Pustovalov, Leonid

The following article is from The Great Soviet Encyclopedia (1979). It might be outdated or ideologically biased.

Pustovalov, Leonid Vasil’evich


Born July 26 (Aug. 8), 1902, in Moscow; died there Nov. 15, 1970. Soviet geologist. Corresponding member of the Academy of Sciences of the USSR from 1953 and member of the CPSU from 1944.

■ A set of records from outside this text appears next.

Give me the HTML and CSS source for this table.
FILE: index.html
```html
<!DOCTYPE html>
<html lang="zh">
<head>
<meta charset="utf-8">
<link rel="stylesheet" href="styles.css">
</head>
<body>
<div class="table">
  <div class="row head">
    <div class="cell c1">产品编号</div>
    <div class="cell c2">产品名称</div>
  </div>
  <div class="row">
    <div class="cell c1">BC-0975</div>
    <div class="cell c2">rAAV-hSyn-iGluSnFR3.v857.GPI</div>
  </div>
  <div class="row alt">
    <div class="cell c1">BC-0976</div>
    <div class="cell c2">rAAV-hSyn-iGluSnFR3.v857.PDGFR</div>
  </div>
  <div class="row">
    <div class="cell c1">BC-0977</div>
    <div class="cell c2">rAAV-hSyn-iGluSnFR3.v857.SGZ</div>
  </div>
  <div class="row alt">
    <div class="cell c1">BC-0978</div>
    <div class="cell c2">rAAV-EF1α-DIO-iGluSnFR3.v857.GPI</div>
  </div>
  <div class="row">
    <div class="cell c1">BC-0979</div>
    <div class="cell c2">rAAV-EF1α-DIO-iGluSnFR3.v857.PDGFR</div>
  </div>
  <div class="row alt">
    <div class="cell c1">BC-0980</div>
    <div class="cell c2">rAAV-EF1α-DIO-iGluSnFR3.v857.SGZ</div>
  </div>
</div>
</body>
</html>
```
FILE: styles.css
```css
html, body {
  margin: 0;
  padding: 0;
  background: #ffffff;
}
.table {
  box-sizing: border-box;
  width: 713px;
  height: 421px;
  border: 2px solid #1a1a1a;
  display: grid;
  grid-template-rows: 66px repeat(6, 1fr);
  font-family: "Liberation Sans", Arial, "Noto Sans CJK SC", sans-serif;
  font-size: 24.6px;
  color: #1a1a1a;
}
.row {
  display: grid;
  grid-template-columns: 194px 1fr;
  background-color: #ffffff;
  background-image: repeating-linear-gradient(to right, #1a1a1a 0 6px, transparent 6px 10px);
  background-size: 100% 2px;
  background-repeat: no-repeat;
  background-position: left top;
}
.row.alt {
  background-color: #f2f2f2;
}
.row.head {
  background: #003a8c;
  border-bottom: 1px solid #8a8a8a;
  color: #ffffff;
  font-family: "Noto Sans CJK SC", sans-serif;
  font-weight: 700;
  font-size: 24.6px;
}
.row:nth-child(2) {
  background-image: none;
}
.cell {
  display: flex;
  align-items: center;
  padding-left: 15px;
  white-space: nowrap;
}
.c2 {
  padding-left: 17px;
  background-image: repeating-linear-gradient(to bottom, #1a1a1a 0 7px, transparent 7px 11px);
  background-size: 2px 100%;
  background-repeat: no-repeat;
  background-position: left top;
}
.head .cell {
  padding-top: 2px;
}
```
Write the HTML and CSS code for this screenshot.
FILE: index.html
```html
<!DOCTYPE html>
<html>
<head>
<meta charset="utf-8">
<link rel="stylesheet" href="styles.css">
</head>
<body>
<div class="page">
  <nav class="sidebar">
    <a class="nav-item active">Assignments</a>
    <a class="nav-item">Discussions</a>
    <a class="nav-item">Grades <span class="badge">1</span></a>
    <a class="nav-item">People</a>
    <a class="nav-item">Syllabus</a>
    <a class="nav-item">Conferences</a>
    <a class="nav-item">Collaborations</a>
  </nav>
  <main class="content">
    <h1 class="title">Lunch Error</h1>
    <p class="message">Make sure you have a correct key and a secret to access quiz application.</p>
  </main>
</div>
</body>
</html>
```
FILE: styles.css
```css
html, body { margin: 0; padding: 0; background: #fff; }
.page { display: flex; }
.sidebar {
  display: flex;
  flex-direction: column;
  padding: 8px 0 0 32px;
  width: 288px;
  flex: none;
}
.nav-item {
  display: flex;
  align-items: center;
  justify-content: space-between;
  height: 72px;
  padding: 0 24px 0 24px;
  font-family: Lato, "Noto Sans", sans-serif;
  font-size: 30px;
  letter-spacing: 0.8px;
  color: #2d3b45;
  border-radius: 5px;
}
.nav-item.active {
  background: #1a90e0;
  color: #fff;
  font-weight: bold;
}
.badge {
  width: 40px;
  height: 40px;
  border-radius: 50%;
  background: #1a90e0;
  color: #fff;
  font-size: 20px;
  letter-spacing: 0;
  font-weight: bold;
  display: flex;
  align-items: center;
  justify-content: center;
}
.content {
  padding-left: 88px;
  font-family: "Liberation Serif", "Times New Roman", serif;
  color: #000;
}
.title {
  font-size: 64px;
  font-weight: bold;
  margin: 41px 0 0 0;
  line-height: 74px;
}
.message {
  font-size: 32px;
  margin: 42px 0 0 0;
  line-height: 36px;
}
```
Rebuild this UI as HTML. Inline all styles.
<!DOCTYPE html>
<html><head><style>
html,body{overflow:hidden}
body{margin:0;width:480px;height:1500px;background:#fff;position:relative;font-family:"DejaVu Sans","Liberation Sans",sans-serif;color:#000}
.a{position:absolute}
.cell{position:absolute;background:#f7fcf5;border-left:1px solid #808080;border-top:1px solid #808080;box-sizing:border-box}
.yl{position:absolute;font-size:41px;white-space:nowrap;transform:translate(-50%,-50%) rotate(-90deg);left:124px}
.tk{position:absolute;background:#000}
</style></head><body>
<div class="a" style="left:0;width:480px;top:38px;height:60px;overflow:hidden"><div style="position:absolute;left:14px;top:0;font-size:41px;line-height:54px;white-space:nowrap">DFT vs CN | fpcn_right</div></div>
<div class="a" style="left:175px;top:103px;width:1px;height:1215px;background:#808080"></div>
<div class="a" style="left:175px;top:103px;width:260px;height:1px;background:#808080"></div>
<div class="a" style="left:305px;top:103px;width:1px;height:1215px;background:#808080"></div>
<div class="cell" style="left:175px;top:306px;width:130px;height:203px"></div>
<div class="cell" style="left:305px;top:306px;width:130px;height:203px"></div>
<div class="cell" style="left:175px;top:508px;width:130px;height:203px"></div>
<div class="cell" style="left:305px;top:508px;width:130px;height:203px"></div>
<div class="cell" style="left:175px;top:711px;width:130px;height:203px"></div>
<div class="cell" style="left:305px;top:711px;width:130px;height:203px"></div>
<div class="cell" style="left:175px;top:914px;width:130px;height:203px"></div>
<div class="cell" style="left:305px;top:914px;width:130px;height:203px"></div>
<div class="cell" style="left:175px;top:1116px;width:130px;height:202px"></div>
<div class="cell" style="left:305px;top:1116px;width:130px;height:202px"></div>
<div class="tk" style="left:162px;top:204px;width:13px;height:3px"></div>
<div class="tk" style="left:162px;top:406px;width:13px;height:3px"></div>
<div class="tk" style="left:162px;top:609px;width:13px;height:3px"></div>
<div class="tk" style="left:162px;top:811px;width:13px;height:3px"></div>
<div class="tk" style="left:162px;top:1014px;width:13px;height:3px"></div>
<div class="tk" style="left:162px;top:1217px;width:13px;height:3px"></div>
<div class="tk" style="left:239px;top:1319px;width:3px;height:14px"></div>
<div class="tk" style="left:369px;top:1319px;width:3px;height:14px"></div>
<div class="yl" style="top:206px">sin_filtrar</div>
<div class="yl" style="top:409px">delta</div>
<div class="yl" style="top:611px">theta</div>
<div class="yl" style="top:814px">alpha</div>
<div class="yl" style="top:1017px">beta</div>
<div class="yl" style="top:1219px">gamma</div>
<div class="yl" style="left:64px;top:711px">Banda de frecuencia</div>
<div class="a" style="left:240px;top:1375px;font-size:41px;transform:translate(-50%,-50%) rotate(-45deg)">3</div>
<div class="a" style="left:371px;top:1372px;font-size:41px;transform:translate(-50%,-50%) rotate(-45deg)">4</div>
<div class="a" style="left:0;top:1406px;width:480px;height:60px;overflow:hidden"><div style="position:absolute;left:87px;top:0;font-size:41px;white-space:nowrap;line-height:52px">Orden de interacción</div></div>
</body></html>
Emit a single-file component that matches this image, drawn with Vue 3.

Pustovalov graduated from Moscow University in 1924. In 1928 he organized and headed the geochemical laboratory of the Moscow Division of the Geological Committee. From 1934 until 1962 he was a professor in the subdepartment of the petrography of sedimentary rocks at the Gubkin Institute of the Petrochemical and Gas Industry in Moscow. From 1943 to 1953 he was head of the division of the petrography of sedimentary rocks at the Institute of Geological Sciences of the Academy of Sciences of the USSR, and from 1953 to 1960 he served as deputy chairman of the Council for the Study of Productive Forces (SOPS) of the Academy of Sciences of the USSR and headed a number of multipurpose expeditions. In 1961, with the assistance of the Presidium of the Academy of Sciences of the USSR and the Ministry of Geology and Protection of the Earth’s Interior of the USSR, Pustovalov organized the Laboratory of Sedimentary Minerals (LOPI), which he directed until 1970.

Pustovalov’s principal works deal with the petrography and geochemistry of sedimentary rocks. In 1940 he published the monograph The Petrography of Sedimentary Rocks, for which he received the State Prize of the USSR in 1941. The book stimulated research on the formation of sedimentary rocks and sedimentary minerals. Pustovalov worked out hypotheses on the differentiation of sedimentary material and the periodicity of sediment accumulation and developed the idea of sedimentary geochemical facies. He received the Order of Lenin, three other orders, and various medals.


Abramovich, E. L., et al. “Leonid Vasil’evich Pustovalov (1902–1970).” Biul. Moskovskogo ob-va ispytatelei prirody: Otdel geologicheskii, 1971, vol. 76, no. 6.